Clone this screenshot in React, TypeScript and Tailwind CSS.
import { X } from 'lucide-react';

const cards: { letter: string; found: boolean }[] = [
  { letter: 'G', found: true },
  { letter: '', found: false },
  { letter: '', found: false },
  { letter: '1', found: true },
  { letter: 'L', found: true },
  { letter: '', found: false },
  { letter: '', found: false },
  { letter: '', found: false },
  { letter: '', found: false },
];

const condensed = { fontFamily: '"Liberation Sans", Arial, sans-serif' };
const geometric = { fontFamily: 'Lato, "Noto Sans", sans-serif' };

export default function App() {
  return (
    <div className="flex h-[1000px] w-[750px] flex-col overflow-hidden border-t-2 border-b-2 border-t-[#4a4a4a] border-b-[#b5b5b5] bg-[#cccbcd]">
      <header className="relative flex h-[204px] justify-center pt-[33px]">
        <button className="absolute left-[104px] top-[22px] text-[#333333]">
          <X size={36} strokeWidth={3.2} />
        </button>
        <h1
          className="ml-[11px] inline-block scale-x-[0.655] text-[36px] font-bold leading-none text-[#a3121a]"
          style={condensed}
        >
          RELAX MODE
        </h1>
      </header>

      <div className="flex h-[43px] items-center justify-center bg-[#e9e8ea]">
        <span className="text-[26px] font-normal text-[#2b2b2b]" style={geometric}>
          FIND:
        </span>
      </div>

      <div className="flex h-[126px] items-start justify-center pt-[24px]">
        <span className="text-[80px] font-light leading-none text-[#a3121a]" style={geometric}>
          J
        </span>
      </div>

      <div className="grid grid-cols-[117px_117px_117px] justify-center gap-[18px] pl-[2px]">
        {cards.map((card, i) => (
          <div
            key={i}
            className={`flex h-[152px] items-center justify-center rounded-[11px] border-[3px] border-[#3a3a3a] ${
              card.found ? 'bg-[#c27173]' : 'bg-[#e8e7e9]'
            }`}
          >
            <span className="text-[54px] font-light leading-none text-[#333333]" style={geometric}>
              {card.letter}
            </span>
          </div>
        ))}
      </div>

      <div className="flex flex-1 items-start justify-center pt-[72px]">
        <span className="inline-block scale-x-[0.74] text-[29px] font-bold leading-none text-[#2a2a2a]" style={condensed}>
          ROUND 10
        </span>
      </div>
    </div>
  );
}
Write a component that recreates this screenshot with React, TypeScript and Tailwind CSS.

• • • • • • •

_Exercise brief_.
Transcribe the material exactly as it reads.

_Full response_.
Clone this screenshot in React, TypeScript and Tailwind CSS.
import { X } from 'lucide-react';

const cards: { letter: string; found: boolean }[] = [
  { letter: 'G', found: true },
  { letter: '', found: false },
  { letter: '', found: false },
  { letter: '1', found: true },
  { letter: 'L', found: true },
  { letter: '', found: false },
  { letter: '', found: false },
  { letter: '', found: false },
  { letter: '', found: false },
];

const condensed = { fontFamily: '"Liberation Sans", Arial, sans-serif' };
const geometric = { fontFamily: 'Lato, "Noto Sans", sans-serif' };

export default function App() {
  return (
    <div className="flex h-[1000px] w-[750px] flex-col overflow-hidden border-t-2 border-b-2 border-t-[#4a4a4a] border-b-[#b5b5b5] bg-[#cccbcd]">
      <header className="relative flex h-[204px] justify-center pt-[33px]">
        <button className="absolute left-[104px] top-[22px] text-[#333333]">
          <X size={36} strokeWidth={3.2} />
        </button>
        <h1
          className="ml-[11px] inline-block scale-x-[0.655] text-[36px] font-bold leading-none text-[#a3121a]"
          style={condensed}
        >
          RELAX MODE
        </h1>
      </header>

      <div className="flex h-[43px] items-center justify-center bg-[#e9e8ea]">
        <span className="text-[26px] font-normal text-[#2b2b2b]" style={geometric}>
          FIND:
        </span>
      </div>

      <div className="flex h-[126px] items-start justify-center pt-[24px]">
        <span className="text-[80px] font-light leading-none text-[#a3121a]" style={geometric}>
          J
        </span>
      </div>

      <div className="grid grid-cols-[117px_117px_117px] justify-center gap-[18px] pl-[2px]">
        {cards.map((card, i) => (
          <div
            key={i}
            className={`flex h-[152px] items-center justify-center rounded-[11px] border-[3px] border-[#3a3a3a] ${
              card.found ? 'bg-[#c27173]' : 'bg-[#e8e7e9]'
            }`}
          >
            <span className="text-[54px] font-light leading-none text-[#333333]" style={geometric}>
              {card.letter}
            </span>
          </div>
        ))}
      </div>

      <div className="flex flex-1 items-start justify-center pt-[72px]">
        <span className="inline-block scale-x-[0.74] text-[29px] font-bold leading-none text-[#2a2a2a]" style={condensed}>
          ROUND 10
        </span>
      </div>
    </div>
  );
}
Write a component that recreates this screenshot with React, TypeScript and Tailwind CSS.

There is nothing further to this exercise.